Des mémoires ont été produits, en demande et en défense.
Sur le rapport de M. Turbeaux, conseiller, les observations de la SCP Waquet, Farge et Hazan, avocat de M. [X] [J], les observations de la SCP Foussard et Froger, avocat de Mme [P] [I], et les conclusions de Mme Bellone, avocat général référendaire, après débats en l'audience publique du 9 octobre 2024 où étaient présents M. Bonnal, président, M. Turbeaux, conseiller rapporteur, M. de Larosière de Champfeu, conseiller de la chambre, et Mme Le Roch, greffier de chambre,
la chambre criminelle de la Cour de cassation, composée en application de l'article 567-1-1 du code de procédure pénale, des président et conseillers précités, après en avoir délibéré conformément à la loi, a rendu le présent arrêt.
Faits et procédure
1. Il résulte de l'arrêt attaqué et des pièces de procédure ce qui suit.
2. M. [X] [J] a été poursuivi des chefs d'agression sexuelle sur mineur de 15 ans par personne ayant autorité sur la victime [N] [G], dont il était le professeur, fait commis entre le 1er janvier et le 31 mai 2021, tentative d'agression sexuelle sur la même victime aggravée par la première des circonstances susvisées, commise courant septembre 2021, ainsi que du chef d'agression sexuelle par personne ayant autorité commise, le 10 avril 2009, sur Mme [R] [L].

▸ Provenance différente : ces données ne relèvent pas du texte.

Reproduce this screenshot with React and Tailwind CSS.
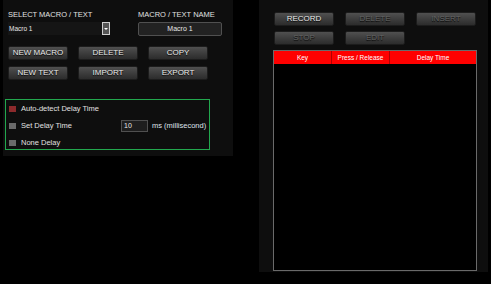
const btn =
  'h-[14px] w-[60px] rounded-[2px] border border-[#1c1c1c] bg-gradient-to-b from-[#505050] to-[#2c2c2c] flex items-center justify-center text-[8px] leading-none [text-shadow:0_1px_1px_#000]';

function Button({ label, disabled }) {
  return (
    <div className={`${btn} ${disabled ? 'text-[#626262]' : 'text-[#e8e8e8]'}`}>
      {label}
    </div>
  );
}

function Check({ on, label, children }) {
  return (
    <div className="flex items-center h-[12px]">
      <div
        className={`w-[7px] h-[6px] ${on ? 'bg-[#8c2a2c]' : 'bg-[#6a6a6a]'}`}
      />
      <span className="ml-[5px] w-[95px] text-[7.5px] text-[#e0e0e0]">{label}</span>
      {children}
    </div>
  );
}

export default function App() {
  return (
    <div
      className="w-[491px] h-[284px] bg-black flex items-start"
      style={{ fontFamily: '"Liberation Sans", Arial, sans-serif' }}
    >
      {/* left panel */}
      <div className="ml-[3px] w-[230px] h-[156px] bg-[#0e0e0e] pt-[11px] px-[5px]">
        <div className="flex">
          <div className="w-[102px]">
            <div className="h-[11px] text-[7.5px] leading-none text-[#e0e0e0]">SELECT MACRO / TEXT</div>
            <div className="h-[13px] flex bg-[#151515]">
              <span className="flex-1 pl-[1px] text-[6.5px] leading-[13px] text-[#e8e8e8]">Macro 1</span>
              <div className="w-[8px] h-[13px] border border-[#cfcfcf] bg-[#555] flex items-center justify-center">
                <div className="w-0 h-0 border-l-[2px] border-r-[2px] border-t-[2px] border-l-transparent border-r-transparent border-t-white" />
              </div>
            </div>
          </div>
          <div className="ml-[28px] w-[84px]">
            <div className="h-[11px] text-[7.5px] leading-none text-[#e0e0e0]">MACRO / TEXT NAME</div>
            <div className="h-[14px] rounded-[2px] border border-[#505050] bg-[#222] text-center text-[7px] leading-[12px] text-[#e8e8e8]">
              Macro 1
            </div>
          </div>
        </div>

        <div className="mt-[10px] grid grid-cols-[60px_60px_60px] gap-x-[10px] gap-y-[6px]">
          <Button label="NEW MACRO" />
          <Button label="DELETE" />
          <Button label="COPY" />
          <Button label="NEW TEXT" />
          <Button label="IMPORT" />
          <Button label="EXPORT" />
        </div>

        <div className="mt-[19px] -ml-[3px] w-[205px] h-[51px] border border-[#22a84e] pl-[3px] pt-[3px] flex flex-col gap-[5px]">
          <Check on label="Auto-detect Delay Time" />
          <Check label="Set Delay Time">
            <div className="ml-[5px] w-[27px] h-[12px] border border-[#505050] bg-[#1e1e1e] text-[7px] leading-[10px] pl-[2px] text-[#e8e8e8]">
              10
            </div>
            <span className="ml-[4px] text-[7.5px] text-[#dfe3ea]">ms (millisecond)</span>
          </Check>
          <Check label="None Delay" />
        </div>
      </div>

      {/* right panel */}
      <div className="ml-[26px] w-[229px] h-[272px] bg-[#0e0e0e] pt-[12px] pl-[15px]">
        <div className="grid grid-cols-[60px_60px_60px] gap-x-[11px] gap-y-[5px]">
          <Button label="RECORD" />
          <Button label="DELETE" disabled />
          <Button label="INSERT" disabled />
          <Button label="STOP" disabled />
          <Button label="EDIT" disabled />
        </div>
        <div className="mt-[5px] -ml-[1px] w-[204px] h-[221px] border border-[#6a6a6a] bg-black">
          <div className="flex h-[13px] bg-[#ff0000] text-[6.5px] leading-[13px] text-white">
            <div className="w-[58px] text-center border-r border-[#b00000]">Key</div>
            <div className="w-[58px] text-center border-r border-[#b00000]">Press / Release</div>
            <div className="flex-1 text-center">Delay Time</div>
          </div>
        </div>
      </div>
    </div>
  );
}
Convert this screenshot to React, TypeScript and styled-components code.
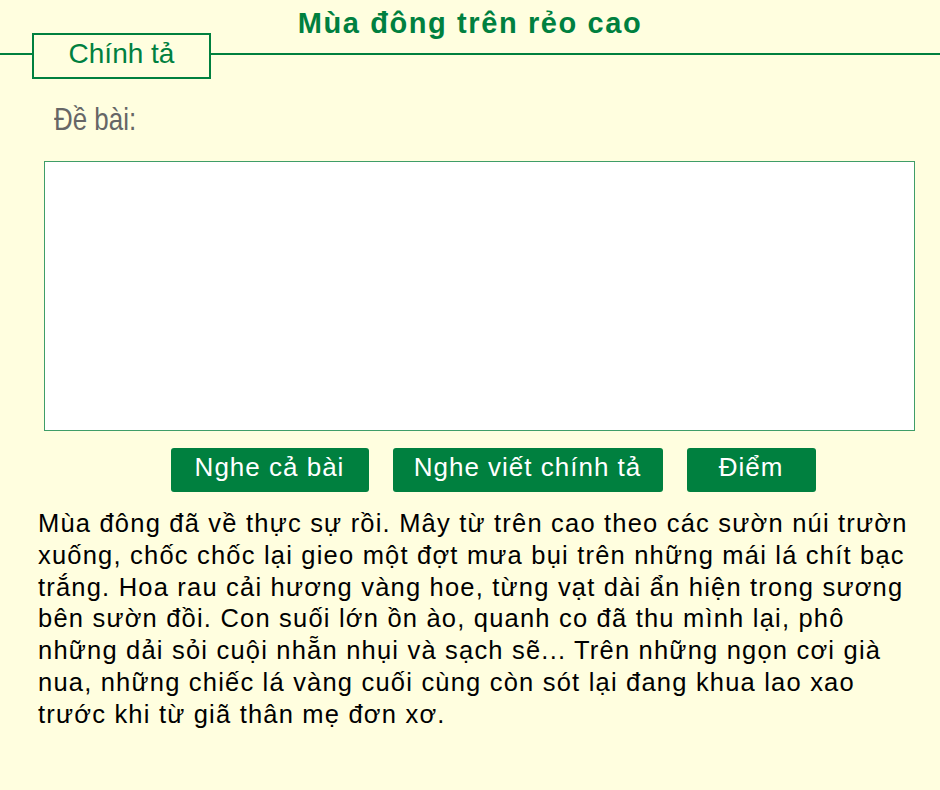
import React from "react";
import styled, { createGlobalStyle } from "styled-components";

const GREEN = "#00803f";

const Global = createGlobalStyle`
  html, body {
    margin: 0;
    padding: 0;
    background: #fffedf;
  }
  body {
    font-family: "Liberation Sans", Arial, sans-serif;
    width: 940px;
    min-height: 790px;
    overflow: hidden;
  }
`;

const Page = styled.div`
  width: 940px;
  min-height: 790px;
  background: #fffedf;
  display: flex;
  flex-direction: column;
`;

const Header = styled.header`
  display: grid;
  grid-template-areas: "stack";
`;

const Title = styled.h1`
  grid-area: stack;
  margin: 0;
  padding-top: 7px;
  text-align: center;
  font-size: 29px;
  line-height: 32px;
  font-weight: bold;
  letter-spacing: 1.6px;
  color: ${GREEN};
`;

const TabRow = styled.div`
  grid-area: stack;
  margin-top: 33px;
  display: flex;
  align-items: flex-start;
`;

const Rule = styled.div<{ $grow?: boolean }>`
  flex: ${(p) => (p.$grow ? "1 1 auto" : "0 0 32px")};
  margin-top: 20px;
  border-top: 2px solid ${GREEN};
`;

const Tab = styled.div`
  box-sizing: border-box;
  width: 179px;
  height: 46px;
  border: 2px solid ${GREEN};
  display: flex;
  align-items: center;
  justify-content: center;
  padding-bottom: 4px;
  font-size: 28px;
  color: ${GREEN};
  background: #fffedf;
`;

const Label = styled.div`
  margin: 21px 0 0 54px;
  font-size: 32px;
  line-height: 38px;
  color: #666666;
  transform: scaleX(0.81);
  transform-origin: left center;
`;

const Answer = styled.textarea`
  box-sizing: border-box;
  display: block;
  margin: 23px 0 0 44px;
  width: 871px;
  height: 270px;
  border: 1px solid #3f9d68;
  background: #ffffff;
  resize: none;
  outline: none;
  padding: 4px;
  font-family: "Liberation Sans", Arial, sans-serif;
  font-size: 24px;
`;

const Buttons = styled.div`
  display: flex;
  justify-content: center;
  gap: 24px;
  padding-left: 46px;
  margin-top: 17px;
`;

const Button = styled.button<{ $w: number }>`
  box-sizing: border-box;
  width: ${(p) => p.$w}px;
  height: 44px;
  border: none;
  border-radius: 3px;
  background: ${GREEN};
  color: #ffffff;
  font-family: "Liberation Sans", Arial, sans-serif;
  font-size: 26px;
  letter-spacing: 1px;
  line-height: 38px;
  padding: 0 0 6px;
  cursor: pointer;
`;

const Passage = styled.p`
  margin: 16px 0 0 38px;
  width: 880px;
  font-size: 25.5px;
  line-height: 31.8px;
  letter-spacing: 1.2px;
  color: #000000;
`;

export default function App() {
  return (
    <Page>
      <Global />
      <Header>
        <Title>Mùa đông trên rẻo cao</Title>
        <TabRow>
          <Rule />
          <Tab>Chính tả</Tab>
          <Rule $grow />
        </TabRow>
      </Header>
      <Label>Đề bài:</Label>
      <Answer aria-label="Bài viết" />
      <Buttons>
        <Button $w={198}>Nghe cả bài</Button>
        <Button $w={270}>Nghe viết chính tả</Button>
        <Button $w={129}>Điểm</Button>
      </Buttons>
      <Passage>
        Mùa đông đã về thực sự rồi. Mây từ trên cao theo các sườn núi trườn
        xuống, chốc chốc lại gieo một đợt mưa bụi trên những mái lá chít bạc
        trắng. Hoa rau cải hương vàng hoe, từng vạt dài ẩn hiện trong sương
        bên sườn đồi. Con suối lớn ồn ào, quanh co đã thu mình lại, phô những
        dải sỏi cuội nhẵn nhụi và sạch sẽ... Trên những ngọn cơi già nua, những
        chiếc lá vàng cuối cùng còn sót lại đang khua lao xao trước khi từ giã
        thân mẹ đơn xơ.
      </Passage>
    </Page>
  );
}
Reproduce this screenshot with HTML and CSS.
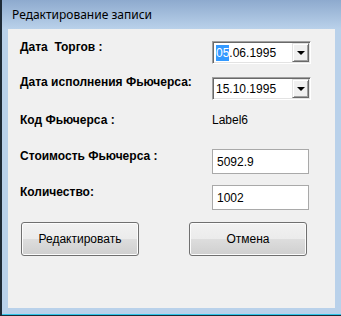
FILE: index.html
```html
<!DOCTYPE html>
<html lang="ru">
<head>
  <meta charset="UTF-8">
  <title>Редактирование записи</title>
  <link rel="stylesheet" href="styles.css">
</head>
<body>

<div class="window">
  <div class="titlebar">Редактирование записи</div>
  <div class="client">
    <div class="row">
      <label class="lbl lbl-up1">Дата&nbsp; Торгов :</label>
      <div class="datebox">
        <span class="datetext"><span class="sel">05</span>.06.1995</span>
        <span class="dropbtn"><span class="arrow"></span></span>
      </div>
    </div>

    <div class="row">
      <label class="lbl lbl-up2">Дата исполнения Фьючерса:</label>
      <div class="datebox">
        <span class="datetext">15.10.1995</span>
        <span class="dropbtn"><span class="arrow"></span></span>
      </div>
    </div>

    <div class="row">
      <label class="lbl">Код Фьючерса :</label>
      <span class="value">Label6</span>
    </div>

    <div class="row">
      <label class="lbl">Стоимость Фьючерса :</label>
      <input class="textbox" type="text" value="5092.9">
    </div>

    <div class="row">
      <label class="lbl">Количество:</label>
      <input class="textbox" type="text" value="1002">
    </div>

    <div class="buttons">
      <button class="btn">Редактировать</button>
      <button class="btn">Отмена</button>
    </div>
  </div>
</div>

</body>
</html>
```

FILE: styles.css
```css
body {
  margin: 0;
  font-family: "Liberation Sans", Arial, sans-serif;
  font-size: 12px;
  background: #ffffff;
}

.window {
  width: 341px;
  height: 316px;
  box-sizing: border-box;
  background: #b9d1ea;
  border-left: 2px solid #1e2a36;
  border-bottom: 1px solid #1e2a36;
  box-shadow: inset 0 -1px 0 #2ec4e8;
  padding: 0 6px 7px 6px;
  display: flex;
  flex-direction: column;
}

.titlebar {
  height: 29px;
  margin: 0 -6px 0 -6px;
  padding-left: 10px;
  line-height: 29px;
  font-family: "Noto Sans", "Open Sans", sans-serif;
  font-size: 12px;
  color: #000000;
  background: linear-gradient(#8eaace, #b9d1ea);
}

.client {
  flex: 1;
  background: #f0f0f0;
  padding: 12px 0 0 12px;
}

.row {
  display: flex;
  align-items: flex-start;
  height: 36px;
}

.lbl {
  width: 192px;
  font-weight: bold;
  line-height: 14px;
  color: #000000;
}

.lbl-up1 {
  margin-top: -1px;
}

.lbl-up2 {
  margin-top: -2px;
}

.value {
  line-height: 14px;
  color: #000000;
}

.datebox {
  width: 99px;
  height: 23px;
  box-sizing: border-box;
  background: #ffffff;
  border-top: 1px solid #a0a0a0;
  border-left: 1px solid #a0a0a0;
  border-right: 1px solid #ffffff;
  border-bottom: 1px solid #ffffff;
  box-shadow: inset 1px 1px 0 #696969, inset -1px -1px 0 #e3e3e3;
  display: flex;
  align-items: center;
  padding: 2px 1px 1px 3px;
}

.datetext {
  flex: 1;
  font-size: 12px;
  line-height: 16px;
}

.sel {
  background: #3399ff;
  color: #ffffff;
  display: inline-block;
  padding: 1px 0;
  line-height: 14px;
}

.dropbtn {
  width: 17px;
  height: 19px;
  box-sizing: border-box;
  background: #f0f0f0;
  border-top: 1px solid #e3e3e3;
  border-left: 1px solid #e3e3e3;
  border-right: 1px solid #696969;
  border-bottom: 1px solid #696969;
  box-shadow: inset 1px 1px 0 #ffffff, inset -1px -1px 0 #a0a0a0;
  display: flex;
  align-items: center;
  justify-content: center;
  margin-top: -1px;
}

.arrow {
  width: 0;
  height: 0;
  border-left: 4px solid transparent;
  border-right: 4px solid transparent;
  border-top: 4px solid #000000;
  margin-top: 1px;
}

.textbox {
  width: 97px;
  height: 25px;
  box-sizing: border-box;
  border: 1px solid #a9a9a9;
  background: #ffffff;
  padding: 1px 0 0 4px;
  font-family: "Liberation Sans", Arial, sans-serif;
  font-size: 12px;
  color: #000000;
  outline: none;
}

.buttons {
  display: flex;
  gap: 50px;
  padding-left: 1px;
  margin-top: 1px;
}

.btn {
  width: 118px;
  height: 34px;
  border: 1px solid #707070;
  border-radius: 3px;
  background: linear-gradient(#f2f2f2 0%, #ebebeb 50%, #dddddd 51%, #cfcfcf 100%);
  box-shadow: inset 0 0 0 1px #fcfcfc;
  font-family: "Liberation Sans", Arial, sans-serif;
  font-size: 12px;
  color: #000000;
  padding: 0;
}
```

3. Par jugement du 21 avril 2022, le tribunal correctionnel a relaxé M. [J] du premier des chefs précités, l'a déclaré coupable pour le surplus, et l'a condamné à dix-huit mois d'emprisonnement avec sursis probatoire, dix ans d'interdiction d'exercer une activité en lien avec des mineurs et deux ans d'inéligibilité ; il a statué sur les actions civiles.
4. Le prévenu, le ministère public et les parties civiles ont relevé appel.
Examen des moyens
Sur le deuxième moyen
5. Il n'est pas de nature à permettre l'admission du pourvoi au sens de l'article 567-1-1 du code de procédure pénale.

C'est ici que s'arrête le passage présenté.